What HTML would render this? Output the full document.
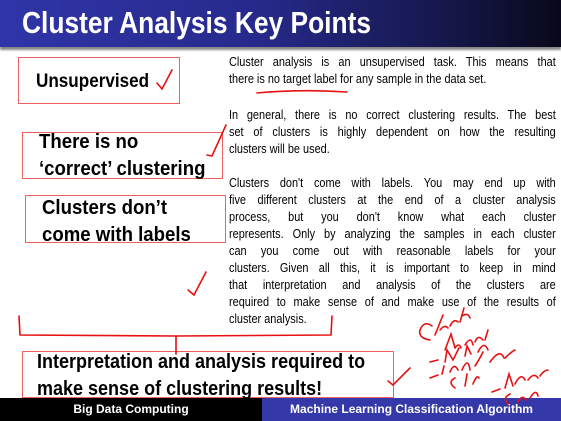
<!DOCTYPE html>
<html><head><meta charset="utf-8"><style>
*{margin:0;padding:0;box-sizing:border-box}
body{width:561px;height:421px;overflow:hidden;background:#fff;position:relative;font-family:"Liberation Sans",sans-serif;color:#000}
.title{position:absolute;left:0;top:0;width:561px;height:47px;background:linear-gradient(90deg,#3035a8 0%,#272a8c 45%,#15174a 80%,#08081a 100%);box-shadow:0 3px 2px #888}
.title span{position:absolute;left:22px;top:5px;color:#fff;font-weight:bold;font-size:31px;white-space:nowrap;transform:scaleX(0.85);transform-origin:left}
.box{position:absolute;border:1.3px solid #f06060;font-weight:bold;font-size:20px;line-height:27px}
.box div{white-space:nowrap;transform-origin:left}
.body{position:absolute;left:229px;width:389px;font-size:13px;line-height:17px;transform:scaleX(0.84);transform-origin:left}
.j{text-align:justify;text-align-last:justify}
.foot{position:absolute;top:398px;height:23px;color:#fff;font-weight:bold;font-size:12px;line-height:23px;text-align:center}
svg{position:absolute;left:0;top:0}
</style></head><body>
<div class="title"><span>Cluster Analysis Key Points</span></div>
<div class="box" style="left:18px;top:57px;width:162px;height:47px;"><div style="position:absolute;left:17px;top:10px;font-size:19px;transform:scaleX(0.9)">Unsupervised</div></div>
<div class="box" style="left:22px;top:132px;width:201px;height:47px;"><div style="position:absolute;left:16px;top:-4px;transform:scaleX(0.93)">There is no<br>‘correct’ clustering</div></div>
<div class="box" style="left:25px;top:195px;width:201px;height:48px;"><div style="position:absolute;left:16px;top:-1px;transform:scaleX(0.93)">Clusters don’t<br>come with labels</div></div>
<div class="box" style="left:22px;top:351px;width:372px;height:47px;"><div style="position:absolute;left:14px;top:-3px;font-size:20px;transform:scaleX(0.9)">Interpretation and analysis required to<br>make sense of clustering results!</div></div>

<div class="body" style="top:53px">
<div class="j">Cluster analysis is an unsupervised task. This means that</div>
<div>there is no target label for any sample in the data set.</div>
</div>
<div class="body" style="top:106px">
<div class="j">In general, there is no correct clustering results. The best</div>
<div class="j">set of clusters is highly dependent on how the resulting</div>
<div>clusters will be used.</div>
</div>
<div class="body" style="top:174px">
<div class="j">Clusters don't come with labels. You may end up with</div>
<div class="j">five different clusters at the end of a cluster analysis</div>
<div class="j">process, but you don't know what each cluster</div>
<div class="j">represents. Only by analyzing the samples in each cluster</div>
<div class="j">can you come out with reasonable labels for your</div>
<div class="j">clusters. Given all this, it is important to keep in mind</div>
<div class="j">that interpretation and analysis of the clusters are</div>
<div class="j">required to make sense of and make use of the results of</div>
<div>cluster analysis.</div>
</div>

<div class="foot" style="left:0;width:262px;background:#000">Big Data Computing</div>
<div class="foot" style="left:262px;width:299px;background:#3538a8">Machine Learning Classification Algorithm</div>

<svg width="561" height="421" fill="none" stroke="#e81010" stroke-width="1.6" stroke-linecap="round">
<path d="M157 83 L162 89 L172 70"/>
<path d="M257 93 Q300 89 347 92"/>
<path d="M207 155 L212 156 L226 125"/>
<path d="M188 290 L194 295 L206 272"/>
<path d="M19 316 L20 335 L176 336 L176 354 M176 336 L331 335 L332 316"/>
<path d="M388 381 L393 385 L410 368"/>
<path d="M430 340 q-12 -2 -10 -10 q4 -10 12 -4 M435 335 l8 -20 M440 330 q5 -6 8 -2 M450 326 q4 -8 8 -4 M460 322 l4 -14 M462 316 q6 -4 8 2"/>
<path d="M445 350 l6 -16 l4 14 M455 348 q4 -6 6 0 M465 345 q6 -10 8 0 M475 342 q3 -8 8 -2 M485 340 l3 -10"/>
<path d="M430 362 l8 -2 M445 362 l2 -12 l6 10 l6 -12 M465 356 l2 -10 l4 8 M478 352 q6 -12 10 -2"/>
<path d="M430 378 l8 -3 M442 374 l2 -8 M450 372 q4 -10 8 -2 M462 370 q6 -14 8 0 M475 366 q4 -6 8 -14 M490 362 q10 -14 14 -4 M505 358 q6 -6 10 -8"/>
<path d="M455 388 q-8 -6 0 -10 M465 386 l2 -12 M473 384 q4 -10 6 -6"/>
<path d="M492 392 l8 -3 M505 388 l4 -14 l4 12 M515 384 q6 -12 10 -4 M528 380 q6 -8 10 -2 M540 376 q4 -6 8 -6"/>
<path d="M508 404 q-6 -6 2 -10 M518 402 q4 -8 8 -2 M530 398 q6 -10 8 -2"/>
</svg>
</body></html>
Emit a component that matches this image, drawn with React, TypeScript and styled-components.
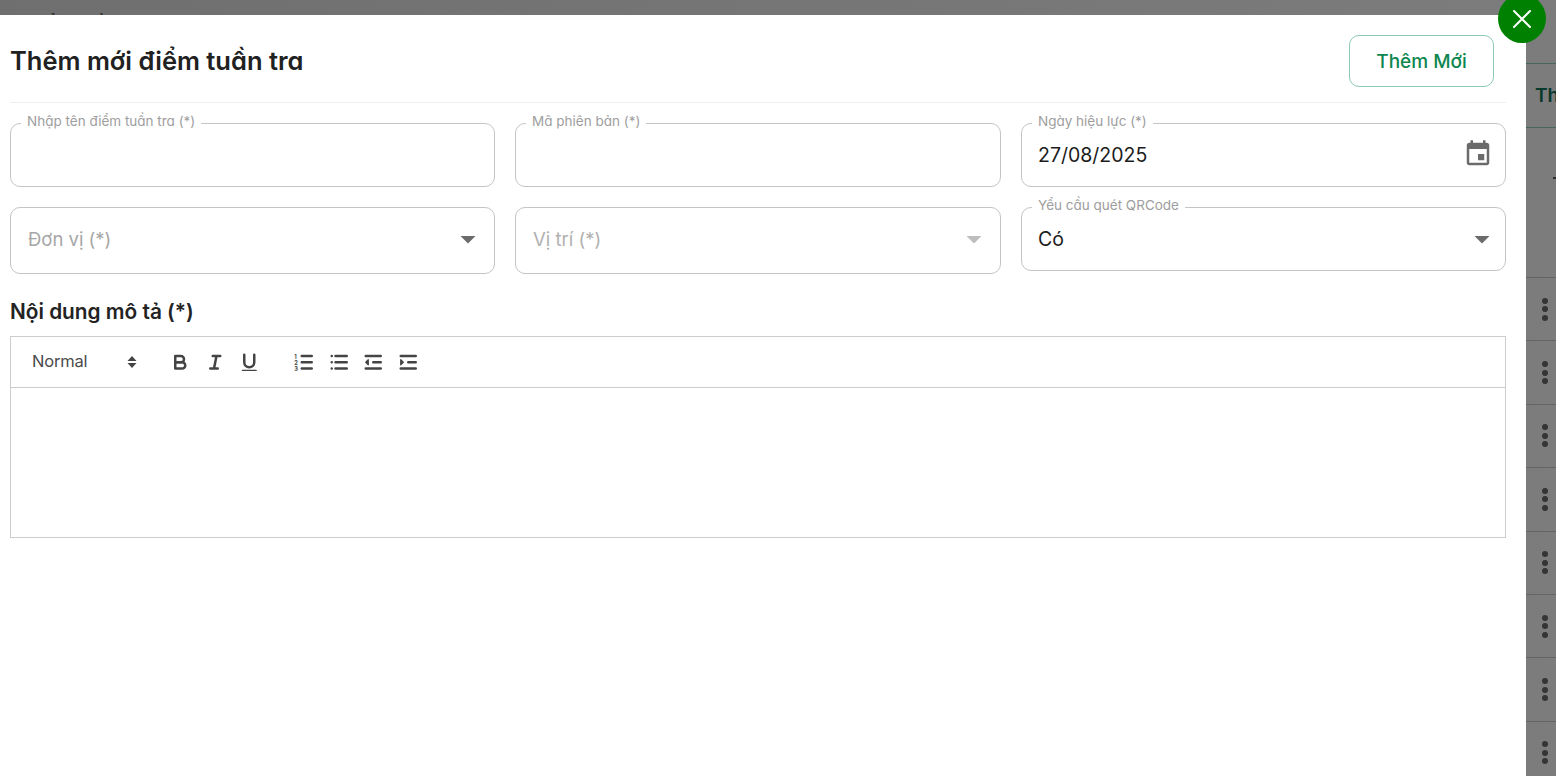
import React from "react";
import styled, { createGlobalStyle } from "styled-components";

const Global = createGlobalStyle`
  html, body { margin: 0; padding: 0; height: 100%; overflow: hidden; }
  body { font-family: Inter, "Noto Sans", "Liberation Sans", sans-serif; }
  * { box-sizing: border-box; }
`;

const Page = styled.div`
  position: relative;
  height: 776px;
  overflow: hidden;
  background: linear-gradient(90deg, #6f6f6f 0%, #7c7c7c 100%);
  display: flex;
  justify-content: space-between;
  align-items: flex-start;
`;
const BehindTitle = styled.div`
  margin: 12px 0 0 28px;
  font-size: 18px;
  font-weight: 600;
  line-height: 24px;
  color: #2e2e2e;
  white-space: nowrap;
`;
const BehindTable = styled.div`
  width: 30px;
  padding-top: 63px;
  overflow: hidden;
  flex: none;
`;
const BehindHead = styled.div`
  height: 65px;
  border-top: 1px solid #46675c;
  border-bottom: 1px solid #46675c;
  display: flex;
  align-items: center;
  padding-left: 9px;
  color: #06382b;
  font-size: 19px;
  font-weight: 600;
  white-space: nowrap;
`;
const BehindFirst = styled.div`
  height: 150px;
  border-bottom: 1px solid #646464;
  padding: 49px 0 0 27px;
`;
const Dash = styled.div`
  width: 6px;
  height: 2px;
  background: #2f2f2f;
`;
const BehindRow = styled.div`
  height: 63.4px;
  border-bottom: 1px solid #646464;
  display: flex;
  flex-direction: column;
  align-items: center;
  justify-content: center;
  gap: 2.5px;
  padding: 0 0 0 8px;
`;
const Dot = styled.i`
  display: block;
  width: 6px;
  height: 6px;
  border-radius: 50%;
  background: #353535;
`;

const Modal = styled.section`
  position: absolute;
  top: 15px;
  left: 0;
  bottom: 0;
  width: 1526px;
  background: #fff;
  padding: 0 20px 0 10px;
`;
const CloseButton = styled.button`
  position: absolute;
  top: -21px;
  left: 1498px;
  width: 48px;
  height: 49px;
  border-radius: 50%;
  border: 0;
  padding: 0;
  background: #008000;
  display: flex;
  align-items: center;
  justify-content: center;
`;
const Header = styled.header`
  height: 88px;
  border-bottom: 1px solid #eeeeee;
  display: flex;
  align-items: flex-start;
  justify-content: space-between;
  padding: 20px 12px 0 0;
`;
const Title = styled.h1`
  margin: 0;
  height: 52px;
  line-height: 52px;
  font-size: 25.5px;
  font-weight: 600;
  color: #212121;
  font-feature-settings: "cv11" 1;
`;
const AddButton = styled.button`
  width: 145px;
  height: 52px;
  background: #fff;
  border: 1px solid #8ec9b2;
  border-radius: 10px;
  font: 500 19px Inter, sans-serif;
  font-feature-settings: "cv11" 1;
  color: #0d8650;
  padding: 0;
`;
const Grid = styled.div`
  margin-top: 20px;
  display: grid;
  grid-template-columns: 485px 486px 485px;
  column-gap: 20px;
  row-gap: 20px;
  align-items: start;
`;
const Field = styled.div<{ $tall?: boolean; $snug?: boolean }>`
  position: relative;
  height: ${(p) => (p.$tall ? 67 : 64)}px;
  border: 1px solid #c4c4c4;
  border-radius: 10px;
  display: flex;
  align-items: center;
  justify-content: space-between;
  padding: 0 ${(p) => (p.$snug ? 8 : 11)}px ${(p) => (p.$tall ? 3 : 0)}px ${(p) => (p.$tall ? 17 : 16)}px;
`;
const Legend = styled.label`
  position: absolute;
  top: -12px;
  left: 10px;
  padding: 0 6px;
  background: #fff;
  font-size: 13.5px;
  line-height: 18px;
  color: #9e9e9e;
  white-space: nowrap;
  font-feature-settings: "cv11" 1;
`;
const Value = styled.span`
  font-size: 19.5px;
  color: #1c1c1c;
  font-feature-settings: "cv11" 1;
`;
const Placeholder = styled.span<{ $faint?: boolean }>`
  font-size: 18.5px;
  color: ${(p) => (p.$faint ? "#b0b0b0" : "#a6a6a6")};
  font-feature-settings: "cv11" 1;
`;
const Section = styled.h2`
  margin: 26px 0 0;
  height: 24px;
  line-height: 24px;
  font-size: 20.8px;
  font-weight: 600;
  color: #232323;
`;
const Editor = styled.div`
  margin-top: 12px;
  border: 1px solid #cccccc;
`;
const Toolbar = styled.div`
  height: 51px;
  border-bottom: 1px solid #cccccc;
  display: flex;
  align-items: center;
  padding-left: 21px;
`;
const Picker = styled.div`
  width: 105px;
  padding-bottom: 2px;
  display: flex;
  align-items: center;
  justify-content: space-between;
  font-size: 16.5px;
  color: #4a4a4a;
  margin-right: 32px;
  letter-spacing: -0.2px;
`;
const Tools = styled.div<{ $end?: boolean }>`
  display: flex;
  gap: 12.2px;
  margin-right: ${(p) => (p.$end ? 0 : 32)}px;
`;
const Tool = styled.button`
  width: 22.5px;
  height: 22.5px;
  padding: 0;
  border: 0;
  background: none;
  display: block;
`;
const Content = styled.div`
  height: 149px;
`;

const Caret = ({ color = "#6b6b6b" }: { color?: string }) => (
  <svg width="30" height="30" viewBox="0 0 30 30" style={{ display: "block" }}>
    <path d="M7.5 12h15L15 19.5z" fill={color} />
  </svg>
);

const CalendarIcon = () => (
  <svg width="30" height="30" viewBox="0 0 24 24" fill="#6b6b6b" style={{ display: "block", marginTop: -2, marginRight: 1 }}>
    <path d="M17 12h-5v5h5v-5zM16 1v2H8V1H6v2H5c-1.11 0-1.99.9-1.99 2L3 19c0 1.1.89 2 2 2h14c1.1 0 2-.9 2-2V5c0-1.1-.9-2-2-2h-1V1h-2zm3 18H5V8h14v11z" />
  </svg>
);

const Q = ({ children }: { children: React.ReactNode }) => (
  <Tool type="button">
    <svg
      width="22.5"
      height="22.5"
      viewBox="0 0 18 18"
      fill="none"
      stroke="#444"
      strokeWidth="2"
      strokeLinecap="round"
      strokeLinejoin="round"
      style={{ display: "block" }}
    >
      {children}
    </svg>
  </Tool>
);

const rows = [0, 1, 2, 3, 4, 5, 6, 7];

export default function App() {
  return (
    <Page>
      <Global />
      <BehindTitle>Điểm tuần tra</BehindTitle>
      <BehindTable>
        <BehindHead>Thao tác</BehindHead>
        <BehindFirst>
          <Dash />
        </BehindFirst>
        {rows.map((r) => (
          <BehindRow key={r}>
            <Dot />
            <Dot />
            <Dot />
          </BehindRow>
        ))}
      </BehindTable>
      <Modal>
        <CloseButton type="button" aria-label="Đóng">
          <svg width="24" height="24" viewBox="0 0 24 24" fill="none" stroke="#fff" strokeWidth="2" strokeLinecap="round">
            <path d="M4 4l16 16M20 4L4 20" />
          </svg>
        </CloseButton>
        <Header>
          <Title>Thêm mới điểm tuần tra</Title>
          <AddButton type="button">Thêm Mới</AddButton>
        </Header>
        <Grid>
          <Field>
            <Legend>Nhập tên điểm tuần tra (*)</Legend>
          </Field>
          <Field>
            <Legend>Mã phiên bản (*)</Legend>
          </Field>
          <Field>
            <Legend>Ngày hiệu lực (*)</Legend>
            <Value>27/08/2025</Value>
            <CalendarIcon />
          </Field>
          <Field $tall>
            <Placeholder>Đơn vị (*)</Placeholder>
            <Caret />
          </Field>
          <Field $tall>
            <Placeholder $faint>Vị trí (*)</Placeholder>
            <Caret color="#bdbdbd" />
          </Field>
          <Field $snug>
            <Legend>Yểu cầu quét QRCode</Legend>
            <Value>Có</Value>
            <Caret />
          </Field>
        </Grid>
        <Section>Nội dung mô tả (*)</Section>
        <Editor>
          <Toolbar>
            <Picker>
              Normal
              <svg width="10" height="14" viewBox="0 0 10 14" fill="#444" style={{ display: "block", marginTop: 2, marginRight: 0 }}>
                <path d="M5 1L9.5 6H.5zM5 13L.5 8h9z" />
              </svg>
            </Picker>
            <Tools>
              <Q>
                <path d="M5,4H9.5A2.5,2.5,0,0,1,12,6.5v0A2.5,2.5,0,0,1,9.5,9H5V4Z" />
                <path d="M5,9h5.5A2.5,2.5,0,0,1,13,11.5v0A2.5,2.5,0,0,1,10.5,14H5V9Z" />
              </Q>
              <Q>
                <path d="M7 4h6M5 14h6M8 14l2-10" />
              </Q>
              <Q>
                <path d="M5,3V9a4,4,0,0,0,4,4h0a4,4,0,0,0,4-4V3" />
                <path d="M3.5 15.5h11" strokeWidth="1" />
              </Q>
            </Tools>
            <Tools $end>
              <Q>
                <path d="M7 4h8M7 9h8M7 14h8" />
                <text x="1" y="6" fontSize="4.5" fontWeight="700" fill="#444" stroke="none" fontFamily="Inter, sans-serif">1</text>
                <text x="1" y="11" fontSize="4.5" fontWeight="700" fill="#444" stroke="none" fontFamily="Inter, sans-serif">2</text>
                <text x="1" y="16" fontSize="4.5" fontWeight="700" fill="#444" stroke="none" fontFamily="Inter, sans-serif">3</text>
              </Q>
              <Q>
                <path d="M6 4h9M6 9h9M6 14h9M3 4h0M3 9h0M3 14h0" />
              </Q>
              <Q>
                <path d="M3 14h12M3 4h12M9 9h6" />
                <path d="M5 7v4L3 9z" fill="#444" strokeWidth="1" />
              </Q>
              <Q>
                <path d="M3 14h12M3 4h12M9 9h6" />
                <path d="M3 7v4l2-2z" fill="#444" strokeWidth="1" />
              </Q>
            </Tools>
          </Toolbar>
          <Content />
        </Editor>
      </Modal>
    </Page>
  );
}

• REQUEST: Repeat the listing above from its first line through the line that contains "of clustering results!</div></div>", both included, and nothing more. Drop the pictures.

• SOLUTION FOR THIS PROBLEM:
What HTML would render this? Output the full document.
<!DOCTYPE html>
<html><head><meta charset="utf-8"><style>
*{margin:0;padding:0;box-sizing:border-box}
body{width:561px;height:421px;overflow:hidden;background:#fff;position:relative;font-family:"Liberation Sans",sans-serif;color:#000}
.title{position:absolute;left:0;top:0;width:561px;height:47px;background:linear-gradient(90deg,#3035a8 0%,#272a8c 45%,#15174a 80%,#08081a 100%);box-shadow:0 3px 2px #888}
.title span{position:absolute;left:22px;top:5px;color:#fff;font-weight:bold;font-size:31px;white-space:nowrap;transform:scaleX(0.85);transform-origin:left}
.box{position:absolute;border:1.3px solid #f06060;font-weight:bold;font-size:20px;line-height:27px}
.box div{white-space:nowrap;transform-origin:left}
.body{position:absolute;left:229px;width:389px;font-size:13px;line-height:17px;transform:scaleX(0.84);transform-origin:left}
.j{text-align:justify;text-align-last:justify}
.foot{position:absolute;top:398px;height:23px;color:#fff;font-weight:bold;font-size:12px;line-height:23px;text-align:center}
svg{position:absolute;left:0;top:0}
</style></head><body>
<div class="title"><span>Cluster Analysis Key Points</span></div>
<div class="box" style="left:18px;top:57px;width:162px;height:47px;"><div style="position:absolute;left:17px;top:10px;font-size:19px;transform:scaleX(0.9)">Unsupervised</div></div>
<div class="box" style="left:22px;top:132px;width:201px;height:47px;"><div style="position:absolute;left:16px;top:-4px;transform:scaleX(0.93)">There is no<br>‘correct’ clustering</div></div>
<div class="box" style="left:25px;top:195px;width:201px;height:48px;"><div style="position:absolute;left:16px;top:-1px;transform:scaleX(0.93)">Clusters don’t<br>come with labels</div></div>
<div class="box" style="left:22px;top:351px;width:372px;height:47px;"><div style="position:absolute;left:14px;top:-3px;font-size:20px;transform:scaleX(0.9)">Interpretation and analysis required to<br>make sense of clustering results!</div></div>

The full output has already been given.